_Work to be completed_
Please transcribe the records precisely; pictures stay out of your copy.

(Collection entries)
# # # # #
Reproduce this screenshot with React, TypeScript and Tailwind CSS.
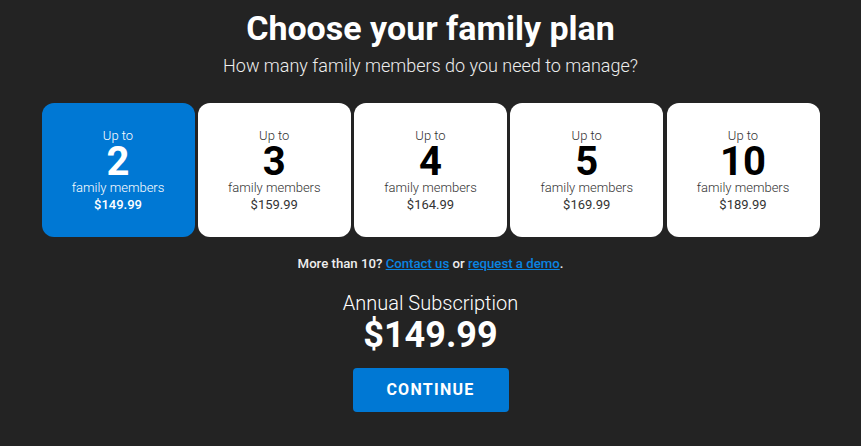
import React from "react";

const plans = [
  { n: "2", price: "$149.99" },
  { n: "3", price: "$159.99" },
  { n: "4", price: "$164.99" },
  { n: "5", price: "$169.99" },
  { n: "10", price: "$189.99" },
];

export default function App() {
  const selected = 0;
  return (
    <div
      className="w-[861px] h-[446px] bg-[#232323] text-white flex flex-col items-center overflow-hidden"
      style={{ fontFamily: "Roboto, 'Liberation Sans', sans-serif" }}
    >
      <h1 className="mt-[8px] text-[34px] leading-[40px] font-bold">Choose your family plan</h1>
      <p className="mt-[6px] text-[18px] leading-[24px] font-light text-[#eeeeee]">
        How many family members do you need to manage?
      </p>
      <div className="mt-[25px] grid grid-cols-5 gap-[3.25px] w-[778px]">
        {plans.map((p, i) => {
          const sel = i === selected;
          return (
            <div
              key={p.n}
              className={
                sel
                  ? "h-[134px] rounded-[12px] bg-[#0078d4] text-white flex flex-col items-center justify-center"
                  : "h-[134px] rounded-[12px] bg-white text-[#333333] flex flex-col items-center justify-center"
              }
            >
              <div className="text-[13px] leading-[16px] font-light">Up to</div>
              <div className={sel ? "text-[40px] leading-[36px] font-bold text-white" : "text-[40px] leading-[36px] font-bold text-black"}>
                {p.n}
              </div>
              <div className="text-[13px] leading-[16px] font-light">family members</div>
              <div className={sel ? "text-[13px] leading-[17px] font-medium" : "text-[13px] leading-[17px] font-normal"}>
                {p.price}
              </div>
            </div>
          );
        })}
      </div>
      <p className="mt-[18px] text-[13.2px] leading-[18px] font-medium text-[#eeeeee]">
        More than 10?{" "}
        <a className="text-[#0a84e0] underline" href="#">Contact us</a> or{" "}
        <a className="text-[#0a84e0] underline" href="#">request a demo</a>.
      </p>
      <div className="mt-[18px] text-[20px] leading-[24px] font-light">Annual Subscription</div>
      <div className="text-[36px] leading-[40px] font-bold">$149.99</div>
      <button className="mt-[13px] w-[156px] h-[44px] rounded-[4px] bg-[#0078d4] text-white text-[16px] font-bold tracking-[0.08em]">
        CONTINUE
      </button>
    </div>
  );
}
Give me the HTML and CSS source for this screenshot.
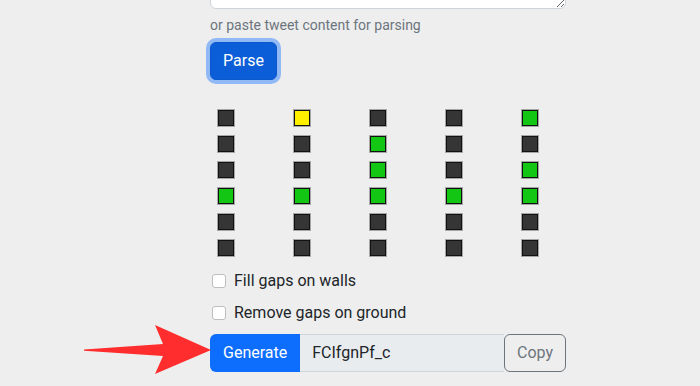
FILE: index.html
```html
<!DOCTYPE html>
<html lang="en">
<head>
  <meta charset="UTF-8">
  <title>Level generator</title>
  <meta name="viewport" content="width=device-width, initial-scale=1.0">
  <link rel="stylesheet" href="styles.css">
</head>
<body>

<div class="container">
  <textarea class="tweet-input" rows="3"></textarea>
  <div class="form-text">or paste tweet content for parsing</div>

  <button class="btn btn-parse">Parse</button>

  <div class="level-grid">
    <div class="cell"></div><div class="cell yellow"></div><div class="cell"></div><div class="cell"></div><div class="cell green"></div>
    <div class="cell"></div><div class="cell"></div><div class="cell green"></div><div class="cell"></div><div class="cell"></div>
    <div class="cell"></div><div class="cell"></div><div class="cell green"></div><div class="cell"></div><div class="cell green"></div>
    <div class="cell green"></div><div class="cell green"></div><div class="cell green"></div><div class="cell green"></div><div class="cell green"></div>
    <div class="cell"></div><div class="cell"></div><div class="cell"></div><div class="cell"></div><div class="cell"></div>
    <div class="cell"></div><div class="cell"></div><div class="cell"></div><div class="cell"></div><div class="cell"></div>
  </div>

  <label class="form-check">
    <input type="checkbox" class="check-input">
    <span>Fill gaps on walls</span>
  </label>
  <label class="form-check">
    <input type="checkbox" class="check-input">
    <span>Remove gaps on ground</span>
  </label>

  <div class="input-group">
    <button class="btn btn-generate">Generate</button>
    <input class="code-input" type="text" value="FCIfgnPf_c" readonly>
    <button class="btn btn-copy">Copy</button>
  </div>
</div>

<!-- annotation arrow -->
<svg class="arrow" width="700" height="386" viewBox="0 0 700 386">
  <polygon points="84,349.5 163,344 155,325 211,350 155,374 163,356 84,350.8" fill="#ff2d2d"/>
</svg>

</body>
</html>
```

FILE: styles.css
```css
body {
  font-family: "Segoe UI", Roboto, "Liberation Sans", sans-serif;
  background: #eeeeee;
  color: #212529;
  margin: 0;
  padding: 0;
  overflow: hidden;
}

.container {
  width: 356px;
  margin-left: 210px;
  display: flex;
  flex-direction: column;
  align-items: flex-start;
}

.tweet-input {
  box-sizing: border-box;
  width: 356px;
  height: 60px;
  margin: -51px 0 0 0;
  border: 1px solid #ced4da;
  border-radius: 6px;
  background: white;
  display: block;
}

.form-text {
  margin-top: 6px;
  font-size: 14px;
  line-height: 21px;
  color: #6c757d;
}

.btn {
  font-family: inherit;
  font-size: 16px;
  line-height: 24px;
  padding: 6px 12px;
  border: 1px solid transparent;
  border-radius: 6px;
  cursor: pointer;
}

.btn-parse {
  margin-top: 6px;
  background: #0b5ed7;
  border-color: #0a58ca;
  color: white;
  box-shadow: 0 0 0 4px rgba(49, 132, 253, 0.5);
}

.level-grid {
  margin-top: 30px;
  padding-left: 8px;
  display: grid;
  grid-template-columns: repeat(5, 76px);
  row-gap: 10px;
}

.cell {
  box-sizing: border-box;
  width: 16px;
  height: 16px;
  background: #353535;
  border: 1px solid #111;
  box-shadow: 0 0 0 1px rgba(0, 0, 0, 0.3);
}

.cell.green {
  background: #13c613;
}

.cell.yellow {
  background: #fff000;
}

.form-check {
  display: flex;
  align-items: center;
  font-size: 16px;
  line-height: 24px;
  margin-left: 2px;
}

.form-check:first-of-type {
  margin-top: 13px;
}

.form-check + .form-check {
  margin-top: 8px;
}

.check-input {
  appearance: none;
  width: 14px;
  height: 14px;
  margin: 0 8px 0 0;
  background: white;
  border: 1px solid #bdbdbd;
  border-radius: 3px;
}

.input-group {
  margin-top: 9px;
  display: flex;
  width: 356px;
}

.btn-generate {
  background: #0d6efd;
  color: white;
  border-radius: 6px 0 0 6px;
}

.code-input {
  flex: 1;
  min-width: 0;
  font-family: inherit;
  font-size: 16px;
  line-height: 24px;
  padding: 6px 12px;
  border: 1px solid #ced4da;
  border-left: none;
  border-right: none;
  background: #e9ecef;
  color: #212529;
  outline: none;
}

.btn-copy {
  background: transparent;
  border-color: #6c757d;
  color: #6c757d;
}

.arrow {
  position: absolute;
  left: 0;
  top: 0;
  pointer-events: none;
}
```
# # # # #
_Written solution_
Reproduce this screenshot with React, TypeScript and Tailwind CSS.
import React from "react";

const plans = [
  { n: "2", price: "$149.99" },
  { n: "3", price: "$159.99" },
  { n: "4", price: "$164.99" },
  { n: "5", price: "$169.99" },
  { n: "10", price: "$189.99" },
];

export default function App() {
  const selected = 0;
  return (
    <div
      className="w-[861px] h-[446px] bg-[#232323] text-white flex flex-col items-center overflow-hidden"
      style={{ fontFamily: "Roboto, 'Liberation Sans', sans-serif" }}
    >
      <h1 className="mt-[8px] text-[34px] leading-[40px] font-bold">Choose your family plan</h1>
      <p className="mt-[6px] text-[18px] leading-[24px] font-light text-[#eeeeee]">
        How many family members do you need to manage?
      </p>
      <div className="mt-[25px] grid grid-cols-5 gap-[3.25px] w-[778px]">
        {plans.map((p, i) => {
          const sel = i === selected;
          return (
            <div
              key={p.n}
              className={
                sel
                  ? "h-[134px] rounded-[12px] bg-[#0078d4] text-white flex flex-col items-center justify-center"
                  : "h-[134px] rounded-[12px] bg-white text-[#333333] flex flex-col items-center justify-center"
              }
            >
              <div className="text-[13px] leading-[16px] font-light">Up to</div>
              <div className={sel ? "text-[40px] leading-[36px] font-bold text-white" : "text-[40px] leading-[36px] font-bold text-black"}>
                {p.n}
              </div>
              <div className="text-[13px] leading-[16px] font-light">family members</div>
              <div className={sel ? "text-[13px] leading-[17px] font-medium" : "text-[13px] leading-[17px] font-normal"}>
                {p.price}
              </div>
            </div>
          );
        })}
      </div>
      <p className="mt-[18px] text-[13.2px] leading-[18px] font-medium text-[#eeeeee]">
        More than 10?{" "}
        <a className="text-[#0a84e0] underline" href="#">Contact us</a> or{" "}
        <a className="text-[#0a84e0] underline" href="#">request a demo</a>.
      </p>
      <div className="mt-[18px] text-[20px] leading-[24px] font-light">Annual Subscription</div>
      <div className="text-[36px] leading-[40px] font-bold">$149.99</div>
      <button className="mt-[13px] w-[156px] h-[44px] rounded-[4px] bg-[#0078d4] text-white text-[16px] font-bold tracking-[0.08em]">
        CONTINUE
      </button>
    </div>
  );
}
Give me the HTML and CSS source for this screenshot.
FILE: index.html
```html
<!DOCTYPE html>
<html lang="en">
<head>
  <meta charset="UTF-8">
  <title>Level generator</title>
  <meta name="viewport" content="width=device-width, initial-scale=1.0">
  <link rel="stylesheet" href="styles.css">
</head>
<body>

<div class="container">
  <textarea class="tweet-input" rows="3"></textarea>
  <div class="form-text">or paste tweet content for parsing</div>

  <button class="btn btn-parse">Parse</button>

  <div class="level-grid">
    <div class="cell"></div><div class="cell yellow"></div><div class="cell"></div><div class="cell"></div><div class="cell green"></div>
    <div class="cell"></div><div class="cell"></div><div class="cell green"></div><div class="cell"></div><div class="cell"></div>
    <div class="cell"></div><div class="cell"></div><div class="cell green"></div><div class="cell"></div><div class="cell green"></div>
    <div class="cell green"></div><div class="cell green"></div><div class="cell green"></div><div class="cell green"></div><div class="cell green"></div>
    <div class="cell"></div><div class="cell"></div><div class="cell"></div><div class="cell"></div><div class="cell"></div>
    <div class="cell"></div><div class="cell"></div><div class="cell"></div><div class="cell"></div><div class="cell"></div>
  </div>

  <label class="form-check">
    <input type="checkbox" class="check-input">
    <span>Fill gaps on walls</span>
  </label>
  <label class="form-check">
    <input type="checkbox" class="check-input">
    <span>Remove gaps on ground</span>
  </label>

  <div class="input-group">
    <button class="btn btn-generate">Generate</button>
    <input class="code-input" type="text" value="FCIfgnPf_c" readonly>
    <button class="btn btn-copy">Copy</button>
  </div>
</div>

<!-- annotation arrow -->
<svg class="arrow" width="700" height="386" viewBox="0 0 700 386">
  <polygon points="84,349.5 163,344 155,325 211,350 155,374 163,356 84,350.8" fill="#ff2d2d"/>
</svg>

</body>
</html>
```

FILE: styles.css
```css
body {
  font-family: "Segoe UI", Roboto, "Liberation Sans", sans-serif;
  background: #eeeeee;
  color: #212529;
  margin: 0;
  padding: 0;
  overflow: hidden;
}

.container {
  width: 356px;
  margin-left: 210px;
  display: flex;
  flex-direction: column;
  align-items: flex-start;
}

.tweet-input {
  box-sizing: border-box;
  width: 356px;
  height: 60px;
  margin: -51px 0 0 0;
  border: 1px solid #ced4da;
  border-radius: 6px;
  background: white;
  display: block;
}

.form-text {
  margin-top: 6px;
  font-size: 14px;
  line-height: 21px;
  color: #6c757d;
}

.btn {
  font-family: inherit;
  font-size: 16px;
  line-height: 24px;
  padding: 6px 12px;
  border: 1px solid transparent;
  border-radius: 6px;
  cursor: pointer;
}

.btn-parse {
  margin-top: 6px;
  background: #0b5ed7;
  border-color: #0a58ca;
  color: white;
  box-shadow: 0 0 0 4px rgba(49, 132, 253, 0.5);
}

.level-grid {
  margin-top: 30px;
  padding-left: 8px;
  display: grid;
  grid-template-columns: repeat(5, 76px);
  row-gap: 10px;
}

.cell {
  box-sizing: border-box;
  width: 16px;
  height: 16px;
  background: #353535;
  border: 1px solid #111;
  box-shadow: 0 0 0 1px rgba(0, 0, 0, 0.3);
}

.cell.green {
  background: #13c613;
}

.cell.yellow {
  background: #fff000;
}

.form-check {
  display: flex;
  align-items: center;
  font-size: 16px;
  line-height: 24px;
  margin-left: 2px;
}

.form-check:first-of-type {
  margin-top: 13px;
}

.form-check + .form-check {
  margin-top: 8px;
}

.check-input {
  appearance: none;
  width: 14px;
  height: 14px;
  margin: 0 8px 0 0;
  background: white;
  border: 1px solid #bdbdbd;
  border-radius: 3px;
}

.input-group {
  margin-top: 9px;
  display: flex;
  width: 356px;
}

.btn-generate {
  background: #0d6efd;
  color: white;
  border-radius: 6px 0 0 6px;
}

.code-input {
  flex: 1;
  min-width: 0;
  font-family: inherit;
  font-size: 16px;
  line-height: 24px;
  padding: 6px 12px;
  border: 1px solid #ced4da;
  border-left: none;
  border-right: none;
  background: #e9ecef;
  color: #212529;
  outline: none;
}

.btn-copy {
  background: transparent;
  border-color: #6c757d;
  color: #6c757d;
}

.arrow {
  position: absolute;
  left: 0;
  top: 0;
  pointer-events: none;
}
```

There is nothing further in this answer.